The tale of woe continues; the remaining deerling, bereft of its twin, grew desperate for company.  It decided it was a goat, a member of the herd by our front gate, and it spent the last month getting tamer and tamer. The last time he visited, the vet thought that we’d gotten a seventh goat, and “Seventh Goat” became the deerling’s name.  The goats, however, did not requite the affection. 

A couple of wilder deer came and visited, and the deerling did seem interested in them, but not interested enough to hop the fence.  The wild deer wandered off, and Seventh Goat wandered back to the indifferent familiarity of the herd. 

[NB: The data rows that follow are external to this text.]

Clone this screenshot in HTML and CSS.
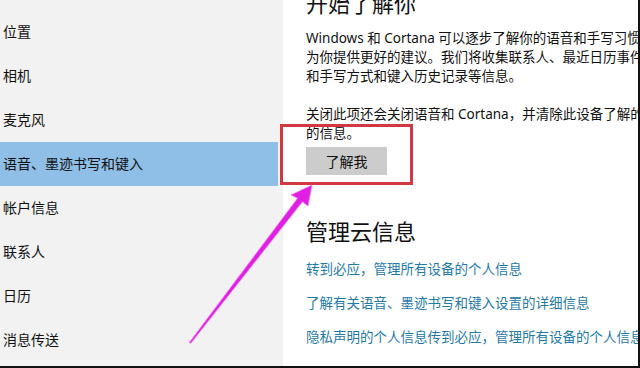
FILE: index.html
```html
<!DOCTYPE html>
<html lang="zh-CN">
<head>
    <meta charset="UTF-8">
    <meta name="viewport" content="width=device-width, initial-scale=1.0">
    <title>隐私 - 语音、墨迹书写和键入</title>
    <link rel="stylesheet" href="styles.css">
</head>
<body>
    <div class="window">
        <div class="sidebar">
            <div class="nav-item">位置</div>
            <div class="nav-item">相机</div>
            <div class="nav-item">麦克风</div>
            <div class="nav-item active">语音、墨迹书写和键入</div>
            <div class="nav-item">帐户信息</div>
            <div class="nav-item">联系人</div>
            <div class="nav-item">日历</div>
            <div class="nav-item">消息传送</div>
        </div>
        <div class="content">
            <h1 class="title">开始了解你</h1>
            <p class="text intro">Windows 和 Cortana 可以逐步了解你的语音和手写习惯，以便<br>为你提供更好的建议。我们将收集联系人、最近日历事件、语音<br>和手写方式和键入历史记录等信息。</p>
            <p class="text note">关闭此项还会关闭语音和 Cortana，并清除此设备了解的有关你<br>的信息。</p>
            <button class="btn">了解我</button>
            <h2 class="title cloud">管理云信息</h2>
            <a class="link first" href="#">转到必应，管理所有设备的个人信息</a>
            <a class="link" href="#">了解有关语音、墨迹书写和键入设置的详细信息</a>
            <a class="link" href="#">隐私声明的个人信息传到必应，管理所有设备的个人信息</a>
        </div>
        <div class="highlight"></div>
        <svg class="arrow" width="640" height="368" viewBox="0 0 640 368">
            <polygon points="312,185 291,195 297.6,198.2 189,343 191,343 302.4,201.8 308,206" fill="#e11fe3" stroke="#f07af0" stroke-width="0.8" stroke-linejoin="round"/>
        </svg>
    </div>
</body>
</html>
```

FILE: styles.css
```css
* { margin: 0; padding: 0; box-sizing: border-box; }
body { font-family: 'Noto Sans', 'Noto Sans CJK SC', sans-serif; background: #fff; color: #000; }
.window { position: relative; width: 640px; height: 368px; display: flex; overflow: hidden; border-right: 2px solid #111; border-bottom: 2px solid #111; }
.sidebar { width: 283px; flex-shrink: 0; background: #f2f2f2; padding-top: 10px; }
.nav-item { height: 44px; line-height: 44px; padding-left: 3px; font-size: 14px; color: #111; margin-right: 5px; }
.nav-item.active { background: #8fbfe7; }
.content { flex: 1; padding-left: 23px; white-space: nowrap; overflow: hidden; }
.title { font-size: 22px; font-weight: normal; line-height: 28px; margin-top: -11px; color: #111; }
.text { font-size: 13.5px; line-height: 19px; color: #111; }
.intro { margin-top: 12px; }
.note { margin-top: 19px; }
.btn { display: block; margin-top: 4px; width: 81px; height: 28px; border: none; background: #cccccc; font-family: inherit; font-size: 14px; color: #111; }
.cloud { margin-top: 41px; line-height: 30px; }
.link { display: block; font-size: 13.5px; line-height: 20px; color: #1f7aa8; text-decoration: none; margin-top: 14px; }
.link.first { margin-top: 13px; }
.highlight { position: absolute; left: 280px; top: 124px; width: 133px; height: 61px; border: 3px solid #d0393f; }
.arrow { position: absolute; left: 0; top: 0; }
```
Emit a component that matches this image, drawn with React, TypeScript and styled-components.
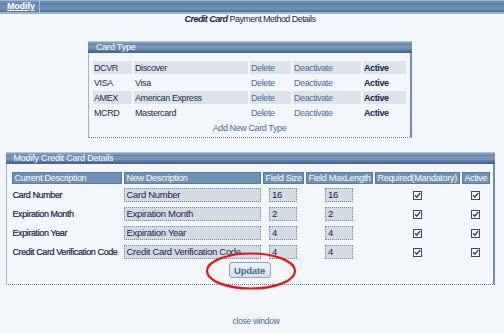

I tried leaving the main gate open again today, in another effort to get Seventh Goat to leave.  It was an absolutely lovely spring day, warm and green and bloomy, the world lush and lovely.   I looked up from my tea this afternoon and saw that S.G. had—very hesitantly—walked out through the gate.  Not wanting to spook it, I went around the back of the house while it investigated the browsing in front of the house; I sprinted over to the gate and closed it with a clang.  S.G. gave me a startled look, and I’m probably projecting to say that the look had some realization that the known world had ended.
It’s evening, and when I was doing the chores, I saw Seventh Goat forlornly patrolling up and down the fence, looking for an open gate.  The animal’s big enough to clear the fence in an easy hop, but I think it’s an insurmountable mental barrier.  Hopefully it will move on, and find cervine happiness and fulfillment, not (as we worry) the front of a log truck.